_Aim_.
Pick out each line containing the string "components".

_Source excerpt_.

** begin **

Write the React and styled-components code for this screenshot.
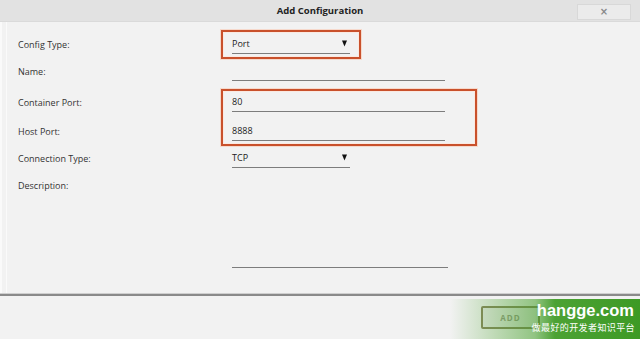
import React from 'react';
import styled, { createGlobalStyle } from 'styled-components';

const GlobalStyle = createGlobalStyle`
  html, body {
    margin: 0;
    padding: 0;
    background: #f2f2f2;
  }
  #root {
    height: 100vh;
  }
`;

const Dialog = styled.div`
  position: relative;
  display: flex;
  flex-direction: column;
  height: 100vh;
  overflow: hidden;
  background: #f2f2f2;
  font-family: "Open Sans", "Liberation Sans", sans-serif;
  color: #333;
  box-shadow: inset 2px 0 0 #fafafa, inset 6px 0 0 #f2f2f2, inset 7px 0 0 #fafafa;
`;

const Header = styled.div`
  position: relative;
  height: 22px;
  flex: none;
  display: flex;
  align-items: center;
  justify-content: center;
  background: #e2e2e2;
  border-bottom: 1px solid #dadada;
  box-sizing: border-box;
`;

const Title = styled.div`
  font-size: 9.5px;
  font-weight: 700;
  color: #222;
`;

const CloseButton = styled.button`
  position: absolute;
  right: 9px;
  top: 4px;
  width: 54px;
  height: 16px;
  padding: 0;
  border: 1px solid #d8d8d8;
  background: #ebebeb;
  color: #888;
  font-size: 10px;
  font-weight: 700;
  line-height: 14px;
  font-family: "DejaVu Sans", sans-serif;
`;

const Body = styled.div`
  flex: 1;
  padding: 8px 0 0 18px;
  display: flex;
  flex-direction: column;
`;

const Row = styled.div`
  display: flex;
  align-items: flex-start;
  height: ${(p) => p.$h}px;
  padding-top: ${(p) => p.$pt || 0}px;
  box-sizing: border-box;
`;

const LabelCol = styled.div`
  width: 214px;
  flex: none;
  display: flex;
  flex-direction: column;
  gap: 9px;
  padding-top: ${(p) => p.$pt || 0}px;
`;

const Label = styled.div`
  height: 20px;
  display: flex;
  align-items: center;
  font-size: 9px;
  color: #333;
`;

const Mark = styled.div`
  margin-left: -11px;
  border: 2px solid #c9512c;
  box-shadow: 0 0 0 1px #f6d9cc, inset 0 0 0 1px #fbe9e1;
  padding: ${(p) => p.$pad};
  display: flex;
  flex-direction: column;
  gap: 9px;
`;

const Field = styled.div`
  width: ${(p) => p.$w}px;
  height: ${(p) => p.$h || 20}px;
  box-sizing: border-box;
  display: flex;
  align-items: center;
  justify-content: space-between;
  border-bottom: 1px solid #7d7d7d;
  font-size: 9px;
  color: #222;
`;

const Arrow = () => (
  <svg width="5" height="7" viewBox="0 0 5 7" style={{ marginRight: 3 }}>
    <path d="M0 0.5 L5 0.5 L2.5 6.5 Z" fill="#111" />
  </svg>
);

const Separator = styled.div`
  flex: none;
  height: 2px;
  border-top: 1px solid #cfcfcf;
  background: #8a8a8a;
`;

const Footer = styled.div`
  flex: none;
  height: 43px;
  display: flex;
  align-items: flex-start;
  padding: 10px 0 0 481px;
  box-sizing: border-box;
  background: #f2f2f2;
`;

const AddButton = styled.button`
  width: 59px;
  height: 23px;
  border: 2px solid #8a8560;
  border-radius: 2px;
  background: #eaeaea;
  color: #9a9a8a;
  font-family: "Open Sans", "Liberation Sans", sans-serif;
  font-size: 8px;
  font-weight: 700;
  letter-spacing: 1px;
  padding: 0;
`;

const Watermark = styled.div`
  position: absolute;
  right: 0;
  bottom: 0;
  width: 190px;
  height: 40px;
  background: linear-gradient(
    to right,
    rgba(72, 162, 42, 0) 0px,
    rgba(72, 162, 42, 0.3) 45px,
    rgba(66, 158, 38, 0.55) 85px,
    rgba(62, 155, 36, 0.92) 105px,
    #3d9a25 190px
  );
  display: flex;
  flex-direction: column;
  align-items: flex-end;
  padding: 1px 5px 0 0;
  box-sizing: border-box;
  color: #fff;
  pointer-events: none;
`;

const WmTitle = styled.div`
  font-family: "Liberation Sans", Arial, sans-serif;
  font-weight: 700;
  font-size: 16.5px;
  line-height: 20px;
  margin-right: 1px;
`;

const WmSub = styled.div`
  font-family: "Noto Sans CJK SC", sans-serif;
  font-size: 9px;
  line-height: 14px;
  letter-spacing: 0.4px;
  margin-top: 1px;
`;

export default function App() {
  return (
    <>
      <GlobalStyle />
      <Dialog>
        <Header>
          <Title>Add Configuration</Title>
          <CloseButton>×</CloseButton>
        </Header>
        <Body>
          <Row $h={29}>
            <LabelCol $pt={4}>
              <Label>Config Type:</Label>
            </LabelCol>
            <Mark $pad="2px 9px 3px">
              <Field $w={118}>
                <span>Port</span>
                <Arrow />
              </Field>
            </Mark>
          </Row>
          <Row $h={30} $pt={2}>
            <LabelCol>
              <Label>Name:</Label>
            </LabelCol>
            <Field $w={213} />
          </Row>
          <Row $h={58}>
            <LabelCol $pt={3}>
              <Label>Container Port:</Label>
              <Label>Host Port:</Label>
            </LabelCol>
            <Mark $pad="1px 30px 3px 9px">
              <Field $w={213}>80</Field>
              <Field $w={213}>8888</Field>
            </Mark>
          </Row>
          <Row $h={28} $pt={1}>
            <LabelCol>
              <Label>Connection Type:</Label>
            </LabelCol>
            <Field $w={118}>
              <span>TCP</span>
              <Arrow />
            </Field>
          </Row>
          <Row $h={94}>
            <LabelCol>
              <Label>Description:</Label>
            </LabelCol>
            <Field $w={216} $h={93} />
          </Row>
        </Body>
        <Separator />
        <Footer>
          <AddButton>ADD</AddButton>
        </Footer>
        <Watermark>
          <WmTitle>hangge.com</WmTitle>
          <WmSub>做最好的开发者知识平台</WmSub>
        </Watermark>
      </Dialog>
    </>
  );
}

** end **

_Answer for the task_.
Write the React and styled-components code for this screenshot.
import styled, { createGlobalStyle } from 'styled-components';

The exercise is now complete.